Isn’t that like church? It starts with a few folks, some drift away (having given and taken what they can) and others show up, on and on over many years. With each shift, particular ingredients become weaker or stronger, a dash more oregano now, less at another, etc.
Perhaps church is a stew pot, always on the stove, serving up savory aromas and filling bellies, especially if those who partake of what they need also put in a share that others may be fed.
Lent is a spiritual journey.
Wendell Berry writes, “The world cannot be discovered by a journey of miles…only by a spiritual journey…by which we arrive at the ground of our feet, and learn to be at home.”
Sometimes, I feel like I imagine Jesus felt in the wilderness. Temptations to abandon the journey are everywhere. Why did I decide to claim more prayer and meditation time as my Lenten journey? Why didn’t I decide to give up chocolate? That would be easier (for me).
Faith promotes healthy relationship–with God, myself, and others. But, as Stephen Covey says, “The greatest battles of life are fought out everyday in the silent chambers of our own heart.”
How is your journey going? What are you learning about the ground at your feet, about being at home in yourself, the beautiful self God created for you?
I attended a lecture today by a leading scientist, Francisco J. Ayala, who has written a book, “Darwin’s Gift to Science and Religion.”
He is a charming Spaniard, who speaks knowledgeably and understandably (to the layperson) about natural selection and evolution.
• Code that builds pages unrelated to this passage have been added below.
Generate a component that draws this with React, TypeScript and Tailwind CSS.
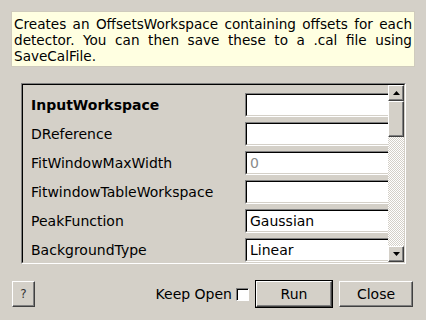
import React from "react";

const rows = [
  { label: "InputWorkspace", bold: true, value: "" },
  { label: "DReference", value: "" },
  { label: "FitWindowMaxWidth", value: "0", gray: true },
  { label: "FitwindowTableWorkspace", value: "" },
  { label: "PeakFunction", value: "Gaussian" },
  { label: "BackgroundType", value: "Linear" },
];

function ArrowButton({ up }: { up?: boolean }) {
  return (
    <div className="w-[16px] h-[16px] bg-[#d4d0c8] border border-t-white border-l-white border-r-[#404040] border-b-[#404040] shadow-[inset_-1px_-1px_0_#808080] flex items-center justify-center">
      <svg width="7" height="4" viewBox="0 0 7 4">
        {up ? <polygon points="3.5,0 7,4 0,4" fill="#000" /> : <polygon points="0,0 7,0 3.5,4" fill="#000" />}
      </svg>
    </div>
  );
}

export default function App() {
  return (
    <div className="w-[426px] h-[320px] bg-[#d4d0c8] font-['DejaVu_Sans',sans-serif] text-[14px] text-black flex flex-col overflow-hidden">
      <div className="mx-[11px] mt-[11px] h-[56px] bg-[#ffffe1] border border-[#cfcbbd] px-[2px] pt-[4px] text-[13.6px] leading-[16px] text-justify">
        Creates an OffsetsWorkspace containing offsets for each detector. You can then save these to a .cal file using SaveCalFile.
      </div>

      <div className="ml-[21px] mt-[16px] w-[385px] h-[181px] border border-t-[#808080] border-l-[#808080] border-r-white border-b-white">
        <div className="w-full h-full border border-t-black border-l-black border-r-[#d4d0c8] border-b-[#d4d0c8] flex">
          <div className="flex-1 overflow-hidden pt-[8px] pl-[8px] flex flex-col gap-[5px]">
            {rows.map((r) => (
              <div key={r.label} className="flex items-center h-[24px] shrink-0">
                <div className={`w-[214px] shrink-0 pt-[1px] ${r.bold ? "font-bold" : ""}`}>{r.label}</div>
                <div className="w-[160px] h-[24px] shrink-0 bg-white border border-t-[#808080] border-l-[#808080] border-r-white border-b-white">
                  <div className={`w-full h-full border border-t-black border-l-black border-r-[#d4d0c8] border-b-[#d4d0c8] pl-[3px] pt-[1px] flex items-center ${r.gray ? "text-[#8a8a8a]" : ""}`}>
                    {r.value}
                  </div>
                </div>
              </div>
            ))}
          </div>
          <div className="w-[16px] flex flex-col shrink-0">
            <ArrowButton up />
            <div className="w-[16px] h-[36px] bg-[#d4d0c8] border border-t-white border-l-white border-r-[#404040] border-b-[#404040] shadow-[inset_-1px_-1px_0_#808080]" />
            <div className="flex-1 [background-image:repeating-conic-gradient(#d4d0c8_0%_25%,#ffffff_0%_50%)] [background-size:2px_2px]" />
            <ArrowButton />
          </div>
        </div>
      </div>

      <div className="mt-[16px] h-[28px] flex items-center pl-[12px] pr-[13px]">
        <div className="w-[23px] h-[26px] border border-t-white border-l-white border-r-[#404040] border-b-[#404040] shadow-[inset_-1px_-1px_0_#808080] flex items-center justify-center text-[12px] text-[#333]">
          ?
        </div>
        <div className="flex-1" />
        <span>Keep Open</span>
        <div className="ml-[4px] w-[13px] h-[13px] bg-white border border-t-[#808080] border-l-[#808080] border-r-white border-b-white shadow-[inset_1px_1px_0_#000]" />
        <div className="ml-[6px] w-[78px] h-[28px] border border-black">
          <div className="w-full h-full border border-t-white border-l-white border-r-[#404040] border-b-[#404040] shadow-[inset_-1px_-1px_0_#808080] flex items-center justify-center">
            Run
          </div>
        </div>
        <div className="ml-[6px] w-[74px] h-[26px] border border-t-white border-l-white border-r-[#404040] border-b-[#404040] shadow-[inset_-1px_-1px_0_#808080] flex items-center justify-center">
          Close
        </div>
      </div>
    </div>
  );
}
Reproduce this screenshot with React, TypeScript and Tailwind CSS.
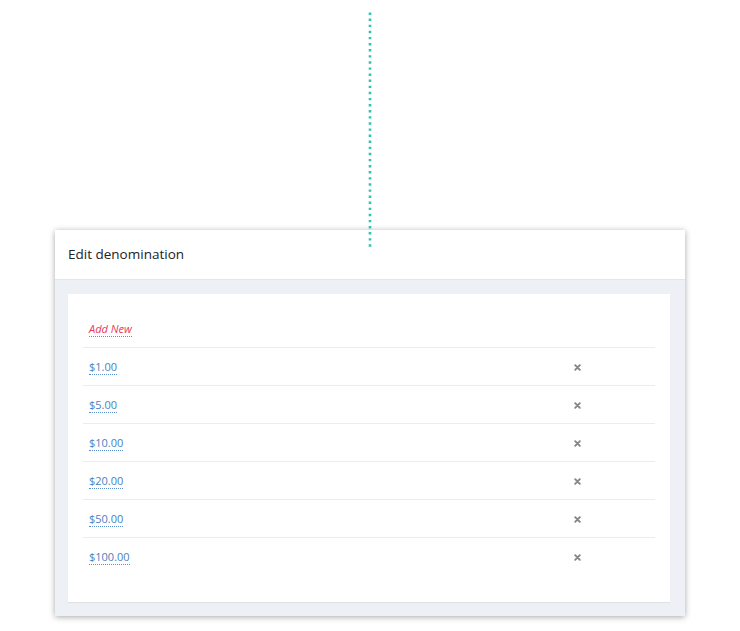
import React from "react";

const items = ["$1.00", "$5.00", "$10.00", "$20.00", "$50.00", "$100.00"];

function XIcon() {
  return (
    <svg width="7" height="7" viewBox="0 0 7 7">
      <path d="M1.2 1.2L5.8 5.8M5.8 1.2L1.2 5.8" stroke="#858585" strokeWidth="1.9" strokeLinecap="round" />
    </svg>
  );
}

export default function App() {
  return (
    <div
      className="relative h-[631px] w-[740px] overflow-hidden bg-white"
      style={{ fontFamily: '"Open Sans", "Liberation Sans", sans-serif' }}
    >
      <div className="pl-[55px] pt-[230px]">
        <div className="w-[630px] bg-white shadow-[0_1px_6px_rgba(0,0,0,0.35)]">
          <div className="flex h-[50px] items-center border-b border-[#e3e6ea] px-[13px] pb-[1px] text-[13.5px] text-[#222]">
            Edit denomination
          </div>
          <div className="bg-[#edf0f4] pb-[14px] pl-[13px] pr-[15px] pt-[14px]">
            <div className="bg-white px-[15px] pb-[26px] pt-[16px] shadow-[0_1px_1px_rgba(0,0,0,0.06)]">
              <div className="flex h-[38px] items-center border-b border-[#ececec] pl-[6px]">
                <span className="border-b border-dotted border-[#5b8fd1] text-[11px] italic leading-[15px] text-[#e8395a]">
                  Add New
                </span>
              </div>
              {items.map((v, i) => (
                <div
                  key={v}
                  className={`flex h-[38px] items-center pl-[6px] ${
                    i < items.length - 1 ? "border-b border-[#ececec]" : ""
                  }`}
                >
                  <span className="border-b border-dotted border-[#5b8fd1] text-[11px] leading-[15px] text-[#4a7fc0]">
                    {v}
                  </span>
                  <div className="flex-1" />
                  <div className="flex w-[156px] justify-center pt-[1px]">
                    <XIcon />
                  </div>
                </div>
              ))}
            </div>
          </div>
        </div>
      </div>
      <svg className="absolute left-[367px] top-[10px]" width="6" height="240">
        <line
          x1="3"
          y1="2.5"
          x2="3"
          y2="238"
          stroke="#2ec4b0"
          strokeWidth="2.6"
          strokeDasharray="2.4 3.7"
        />
      </svg>
    </div>
  );
}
But it was his comment about Darwin and faith that really touched me.
He pointed out that before Darwin people blamed God for everything.
Now, thanks to Darwin showing us about natural processes, he says we don’t have to blame God–no more “Acts of God,” no more saying God is responsible for people dying, getting sick, not getting a job, etc.
I wish more people would follow Dr. Ayala ‘s advice. He’s a pretty good theologian!